De autoria do deputado federal mato-grossense Neri Geller (PP), membro da bancada ruralista e já citado em investigação da Polícia Federal sobre invasões em terras públicas da União, o texto praticamente acaba com o licenciamento, e faz com que a necessidade de se comprovar a viabilidade de um empreendimento, na perspectiva ambiental, se torne uma exceção.
O enfraquecimento das normas ambientais gera insegurança e favorece ainda a ocorrência de tragédias, já que dispensa de licenciamento obras de grande porte, relacionadas a redes de distribuição de energia elétrica, estações de tratamento de água e esgoto, usinas de reciclagem de lixo, além de atividades econômicas associadas à agricultura e à pecuária.
Entre outros pontos, a medida sujeita as terras indígenas a todo o tipo de ameaça. O PL exclui a necessidade de apresentação de estudos de impacto ambiental sobre essas áreas, bem como o estabelecimento de condições de prevenção ou compensação, no caso da instalação de empreendimentos próximos aos territórios que ainda não tiveram a regularização fundiária concluída. As terras indígenas que se enquadram nessa categoria correspondem a 40% dos territórios em todo o país, segundo a Fundação Nacional do Índio (Funai).
De acordo com o texto, efeito semelhante também se estende às áreas quilombolas, já que apenas aquelas tituladas é que seriam passíveis de avaliação de licenciamento ambiental. Ocorre que a grande maioria dos territórios quilombolas, 82% segundo a Funai, encontra-se em fase de reconhecimento de titulação.
Conforme nota técnica assinada por diversas entidades da sociedade civil, incluindo a Operação Amazônia Nativa (OPAN), em Mato Grosso as TIs não homologadas correspondem a pouco mais de 11% da área total (21.633.145 hectares) de territórios pertencentes a povos originários. Porém, apesar de serem minoria, essas TIs concentram 82,4% do total da área ocupada por propriedades rurais. Ou seja, são aproximadamente 327.784 hectares que ficariam desprotegidos, diante do impacto de empreendimentos que não mais precisarão comprovar sua viabilidade ambiental, como prevê o texto base do PL 3794/2004.
A situação pode intensificar a destruição ambiental, pois o desmatamento criminoso e a extração ilegal de madeira já são infrações que acontecem com frequência em Mato Grosso, nas áreas indígenas em processo de demarcação.
Entre 2012 e 2019, o Prodes, sistema vinculado ao Instituto Nacional de Pesquisas Espaciais (INPE) e que monitora desmatamentos por satélite, identificou 33.583 hectares de desflorestamento ilegal em terras indígenas ainda não demarcadas, situadas em Mato Grosso.

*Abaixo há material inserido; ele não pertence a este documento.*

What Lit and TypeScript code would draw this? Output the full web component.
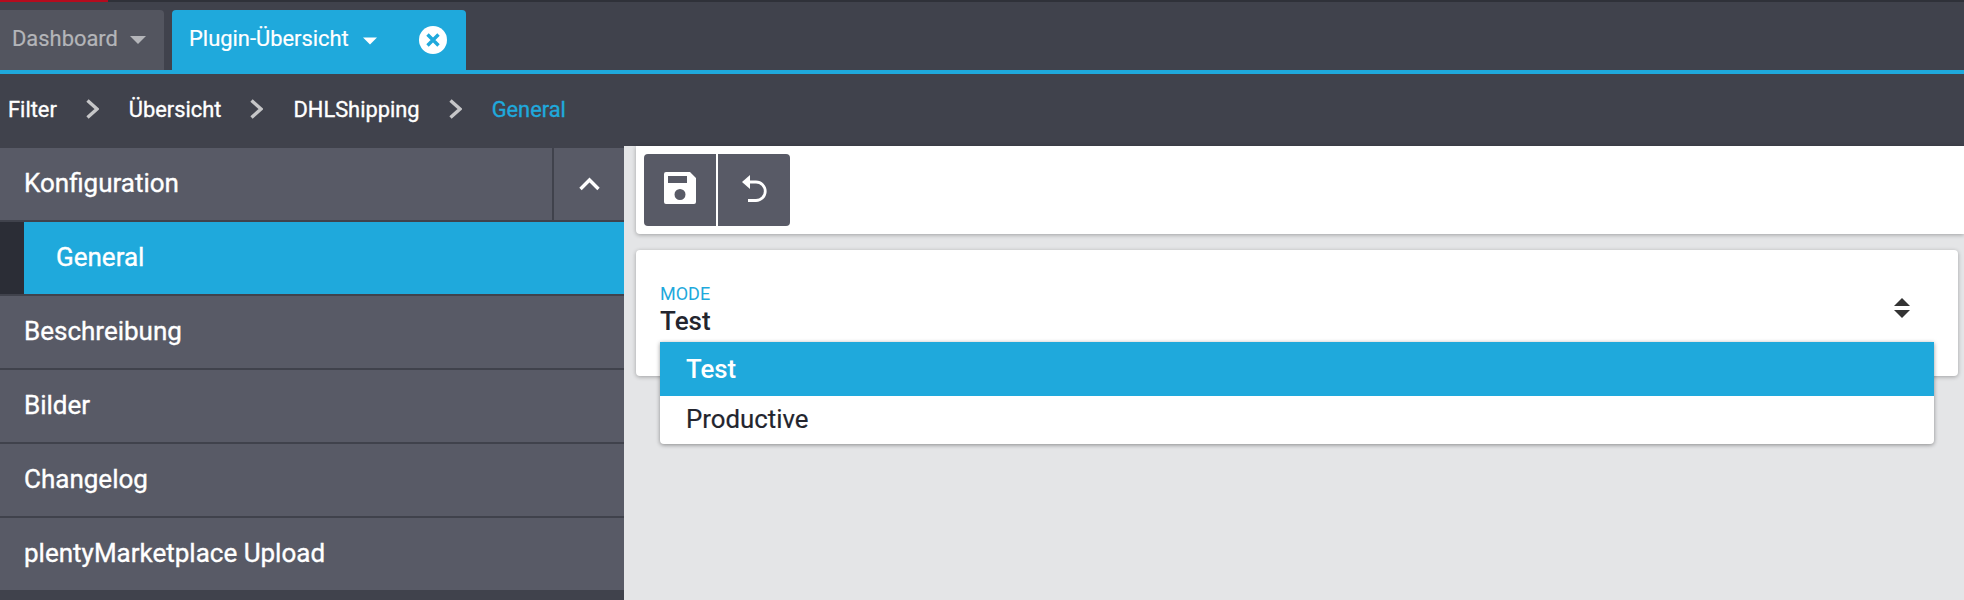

Já entre 2013 e 2017, foram 55.924 hectares de exploração florestal ilegal nos territórios indígenas não homologados, inseridos no estado mato-grossense.
Em março deste ano, em um desses territórios, a TI Piripkura, onde vivem povos originários em situação de isolamento voluntário, uma área de 518 hectares foi aberta ilegalmente. A extensão equivale ao espaço ocupado por 298 mil árvores. Os dados são do Sistema de Detecção do Desmatamento em Tempo Real (Deter) do INPE.
Na avaliação de Eliane Xunakalo, assessora institucional da Federação dos Povos e Organizações Indígenas de Mato Grosso (Fepoimt), o PL ilustra claramente as intenções do governo federal em se valer do contexto da pandemia de covid-19 para “passar boiada” – parafraseando a já fatídica expressão utilizada pelo ministro do Meio Ambiente, Ricardo Salles.
“Em meio ao caos na saúde, nas políticas públicas de inclusão social, na economia e desemprego, qual a necessidade em se mexer com licenciamento ambiental em um momento desses? Os ataques violentos não são apenas no campo, mas também em nível de atos normativos. Vamos resistir e buscar reverter mais esse absurdo”, ressalta Xunakalo.Após a apreciação dos destaques do texto base, o PL segue para o Senado. Caso não seja alterado, parte então para a sanção da Presidência.